Blunkett, who first signed off the EAW is unruffled about the perverse outcomes:
Mr Blunkett said: “I was right, as Home Secretary in the post-9/11 era, to agree to the European Arrest Warrant, but I was insufficiently sensitive to how it might be used.”.
This is just another reason why I just loathe Labour, and every single one of their supporters, for what they have done to the country I was born in.
I’ve already written to my MP about this, and as soon as Parliament is back in session, I’ll be hounding him for a response.
Do the same, make some fucking noise.
AJ
UPDATE: I wonder why I fucking bother, when DK comes along to remind us why he’s a leading libertarian blogger & I’m a useless cunt with copy & paste buttons.
Does this or any other crap they have come up with, or subjected us to, suprise you anymore? Because it doesn’t suprise me, I just feel numb when I hear about such matters.
Oh no, none of it surprises me, but it still infuriates me.
Ray Charles could have seen that coming. If the Cobbleition weren’t expecting it then they’re even more useless than I’d imagined they would be, and I thought they’d be pretty fucking useless.
It was a LibDem, Graham Watson, who was the chief architect of this monster.
It always amuses me that the clowns who are always keen to take the high moral ground, Labour and the LibDems, turn out to be the most vile hypocrites.
God, I hate them.
Mr Blunkett said: “I was right, as Home Secretary in the post-9/11 era, to agree to the European Arrest Warrant, but I was insufficiently sensitive to how it might be used.”.
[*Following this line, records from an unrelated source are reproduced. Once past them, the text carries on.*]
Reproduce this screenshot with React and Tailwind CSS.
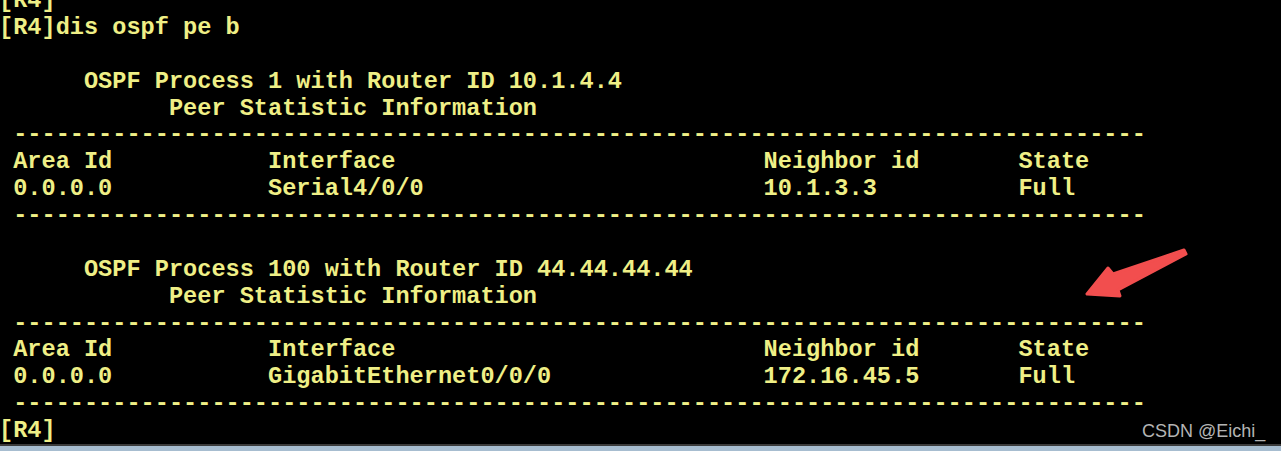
const dashes = " " + "-".repeat(80);

const lines = [
  "[R4]",
  "[R4]dis ospf pe b",
  "",
  "      OSPF Process 1 with Router ID 10.1.4.4",
  "            Peer Statistic Information",
  dashes,
  " Area Id           Interface                          Neighbor id       State",
  " 0.0.0.0           Serial4/0/0                        10.1.3.3          Full",
  dashes,
  "",
  "      OSPF Process 100 with Router ID 44.44.44.44",
  "            Peer Statistic Information",
  dashes,
  " Area Id           Interface                          Neighbor id       State",
  " 0.0.0.0           GigabitEthernet0/0/0               172.16.45.5       Full",
  dashes,
  "[R4]",
];

export default function App() {
  return (
    <div className="relative w-[1281px] h-[451px] bg-black flex flex-col overflow-hidden">
      {/* terminal output */}
      <div className="flex-1 overflow-hidden">
        <pre
          className="mt-[-12px] ml-[-1px] text-[23.6px] leading-[26.87px] font-bold text-[#efef86] whitespace-pre"
          style={{ fontFamily: '"Liberation Mono", "Courier New", monospace' }}
        >
          {lines.join("\n")}
        </pre>
      </div>

      {/* window edge */}
      <div className="h-[2px] bg-[#3b3b3b]"></div>
      <div className="h-[5px] bg-[#a7bdd0]"></div>

      {/* annotation arrow */}
      <svg
        className="absolute left-[1080px] top-[240px]"
        width="110"
        height="65"
        viewBox="0 0 110 65"
      >
        <polygon
          points="104,10 33,34 28,28 7,54 40,56 38,50 106,14"
          fill="#f24e4e"
          stroke="#f24e4e"
          strokeWidth="3"
          strokeLinejoin="round"
        />
      </svg>

      {/* watermark */}
      <span
        className="absolute left-[1142px] top-[420px] text-[18px] leading-[22px] text-[#b4b4b4]"
        style={{ fontFamily: '"Liberation Sans", Arial, sans-serif' }}
      >
        CSDN @Eichi_
      </span>
    </div>
  );
}
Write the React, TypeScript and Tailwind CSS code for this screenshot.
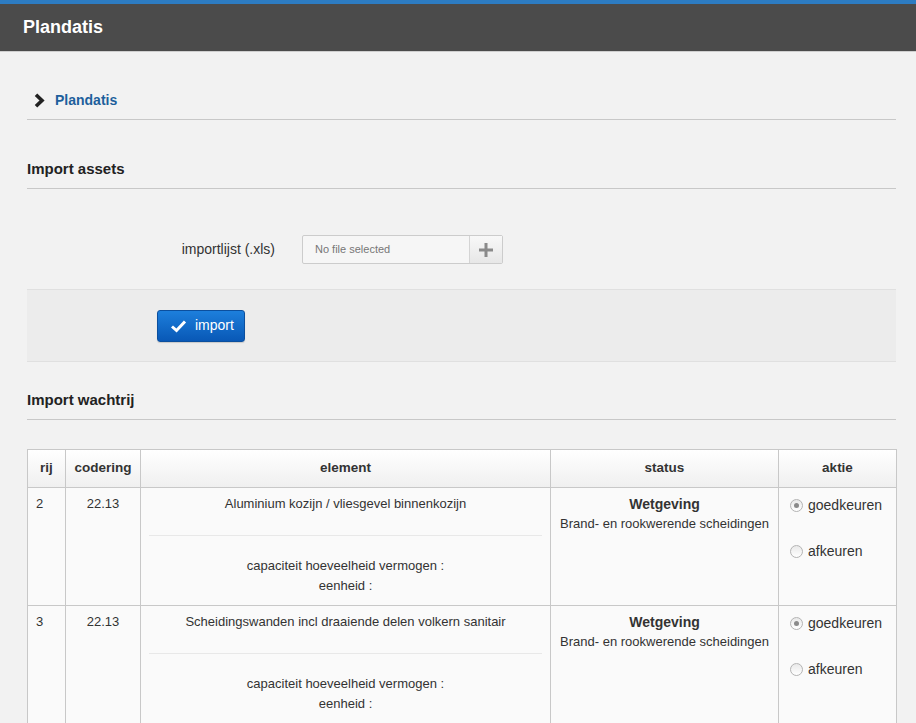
import * as React from "react";

const font = { fontFamily: '"Liberation Sans", Arial, sans-serif' };

interface QueueItem {
  rij: number;
  codering: string;
  element: string;
  status: string;
  detail: string;
}

const items: QueueItem[] = [
  {
    rij: 2,
    codering: "22.13",
    element: "Aluminium kozijn / vliesgevel binnenkozijn",
    status: "Wetgeving",
    detail: "Brand- en rookwerende scheidingen",
  },
  {
    rij: 3,
    codering: "22.13",
    element: "Scheidingswanden incl draaiende delen volkern sanitair",
    status: "Wetgeving",
    detail: "Brand- en rookwerende scheidingen",
  },
];

const Radio: React.FC<{ checked?: boolean; label: string }> = ({ checked, label }) => (
  <label className="flex items-center gap-[5px] h-5 cursor-pointer">
    <span className="relative w-[13px] h-[13px] rounded-full border border-[#b4b4b4] bg-gradient-to-b from-[#e9e9e9] to-[#ffffff] flex items-center justify-center">
      {checked && <span className="w-[5px] h-[5px] rounded-full bg-[#8a8a8a]" />}
    </span>
    <span className="text-[14px] text-[#333]">{label}</span>
  </label>
);

const SectionTitle: React.FC<{ children: React.ReactNode }> = ({ children }) => (
  <div className="border-b border-[#c8c8c8] pb-[9px]">
    <h2 className="text-[15px] font-bold text-[#222] leading-5">{children}</h2>
  </div>
);

const th = "border border-[#c8c8c8] font-bold text-[#333] text-[13.5px]";
const td = "border border-[#c8c8c8] px-[8px] pt-[6px] pb-[9px] leading-5";

export default function App() {
  return (
    <div className="min-h-[723px] bg-[#f2f2f2] text-[#333]" style={font}>
      <div className="h-[4px] bg-[#2d7cc2]" />
      <header className="h-[48px] bg-[#4b4b4b] border-b border-[#cfcfcf] flex items-center px-[23px]">
        <h1 className="text-[18px] font-bold text-white">Plandatis</h1>
      </header>

      <main className="px-[27px] pr-[20px]">
        <div className="flex items-end gap-[9px] h-[68px] pb-[9px] border-b border-[#c8c8c8]">
          <div className="h-5 flex items-center">
            <svg width="13" height="15" viewBox="0 0 13 15" className="ml-[6px]">
              <polyline points="3,1.8 9,7.5 3,13.2" fill="none" stroke="#222" strokeWidth="3.6" />
            </svg>
          </div>
          <span className="text-[14px] font-bold text-[#1d5f9c] leading-5">Plandatis</span>
        </div>

        <div className="pt-[39px]">
          <SectionTitle>Import assets</SectionTitle>
        </div>

        <div className="flex items-start h-[100px] pt-[46px]">
          <label className="w-[275px] h-[29px] flex items-center justify-end text-[14px] text-[#333] pr-[27px]">
            importlijst (.xls)
          </label>
          <div className="flex h-[29px] w-[201px] border border-[#cccccc] rounded-[2px] bg-[#f6f6f6]">
            <div className="flex-1 flex items-center pl-[12px] text-[11px] text-[#777]">No file selected</div>
            <button className="w-[33px] border-l border-[#d4d4d4] bg-gradient-to-b from-[#f8f8f8] to-[#e7e7e7] flex items-center justify-center">
              <svg width="16" height="16" viewBox="0 0 16 16">
                <rect x="6.5" y="1" width="3" height="14" fill="#8a8a8a" />
                <rect x="1" y="6.5" width="14" height="3" fill="#8a8a8a" />
              </svg>
            </button>
          </div>
        </div>

        <div className="h-[73px] bg-[#ececec] border-t border-b border-[#e0e0e0] flex items-center pl-[130px]">
          <button className="flex items-center gap-[8px] h-[32px] w-[88px] pl-[12px] rounded-[3px] border border-[#0b4f9e] bg-gradient-to-b from-[#1d7fdc] to-[#0958b6] text-white text-[14px] shadow-[0_1px_1px_rgba(0,0,0,0.15)]">
            <svg width="17" height="14" viewBox="0 0 17 14">
              <polyline points="2,7.5 6.5,11.5 15,2.5" fill="none" stroke="#fff" strokeWidth="3" />
            </svg>
            import
          </button>
        </div>

        <div className="pt-[28px]">
          <SectionTitle>Import wachtrij</SectionTitle>
        </div>

        <table className="mt-[29px] w-[869px] border-collapse text-[13px] table-fixed">
          <colgroup>
            <col className="w-[38px]" />
            <col className="w-[75px]" />
            <col className="w-[410px]" />
            <col className="w-[228px]" />
            <col className="w-[118px]" />
          </colgroup>
          <thead>
            <tr className="h-[38px] bg-gradient-to-b from-[#ffffff] to-[#efefef]">
              <th className={th}>rij</th>
              <th className={th}>codering</th>
              <th className={th}>element</th>
              <th className={th}>status</th>
              <th className={th}>aktie</th>
            </tr>
          </thead>
          <tbody>
            {items.map((item) => (
              <tr key={item.rij} className="bg-[#fafafa] align-top">
                <td className={td}>{item.rij}</td>
                <td className={`${td} text-center`}>{item.codering}</td>
                <td className={`${td} text-center`}>
                  <div className="pb-[21px]">{item.element}</div>
                  <div className="border-t border-[#e8e8e8] pt-[20px]">
                    <div>capaciteit hoeveelheid vermogen :</div>
                    <div>eenheid :</div>
                  </div>
                </td>
                <td className={`${td} text-center`}>
                  <div className="font-bold text-[14px]">{item.status}</div>
                  <div>{item.detail}</div>
                </td>
                <td className="border border-[#c8c8c8] pl-[11px] pt-[7px] pb-[9px]">
                  <div className="flex flex-col gap-[26px]">
                    <Radio checked label="goedkeuren" />
                    <Radio label="afkeuren" />
                  </div>
                </td>
              </tr>
            ))}
          </tbody>
        </table>
      </main>
    </div>
  );
}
No you weren’t. you were wrong and you were a cunt. Sadly, I can’t see the present government having the stones to do anything about it. They talked about repatriating powers from the EU – well this is a very easy and high profile win if they had the bollocks to do it. I aint holding my breath.
jimmers
PS did i mention that I believed Blunkett was an authoritarian cunt and whatever he recommended was bollocks and should be repealed?